Mr. Kelley kept running Boston until 1992, long after he was a contender. “Which is a confession of an inability to learn,’’ he conceded. Yet he taught a generation of American road racers about the joy of the chase, even though there was little more than a medal and a can of Dinty Moore at the end.

“Johnny laid the groundwork for modern-era racers,’’ said Rodgers, a fellow Connecticut native who won four Boston titles and also competed in the Olympics. “All of us will tell you that. We loved to run and that was Johnny Kelley to the ultimate. He was the epitome of our sport.’’

More than a decade after he had won for the only time, Mr. Kelley was coming down from Heartbreak Hill when he heard that Burfoot was in the lead. “What a thrill it was for me to tell him at the finish,’’ said Burfoot, who was the first American since Mr.
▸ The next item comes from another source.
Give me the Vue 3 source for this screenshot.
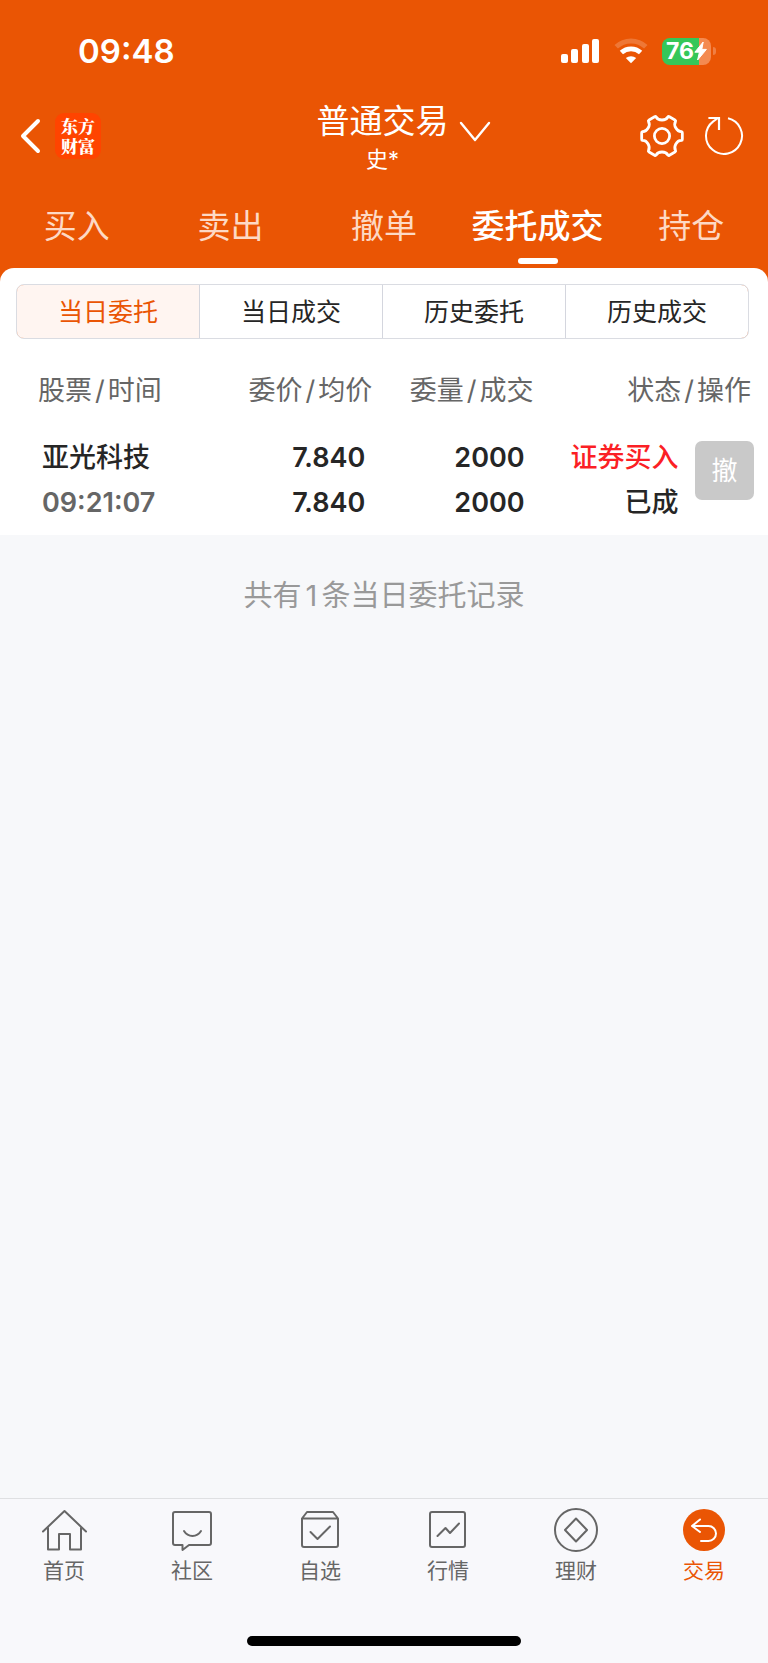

Kelley to win the race. Mr. Kelley finished 15th and competed at Boston 18 more times.

“It was characteristic of Johnny’s competitive fire that he was running at the front of the race a good five years after his prime,’’ said Burfoot, now an editor for Runner’s World magazine. “You didn’t understand where the fierceness came from, but he was fierce on the road.’’

Yet Mr. Kelley also was a soulful philosopher and writer who once was dubbed the Thoreau of running. When he was enshrined in the National Distance Running Hall of Fame in 2002, he quoted a poet who was killed in World War I at 20: “We know not whom we trust/Nor whitherward we fare/But we run because we must/Through the great wide air.’’

“Johnny had a wild spirit in a gentlemanly way,’’ Rodgers said. “He was a cool dude.’’

Mr. Kelley’s wife of 50 years, Jacintha Braga, died in 2003. He leaves three daughters and eight grandchildren. Arrangements are pending.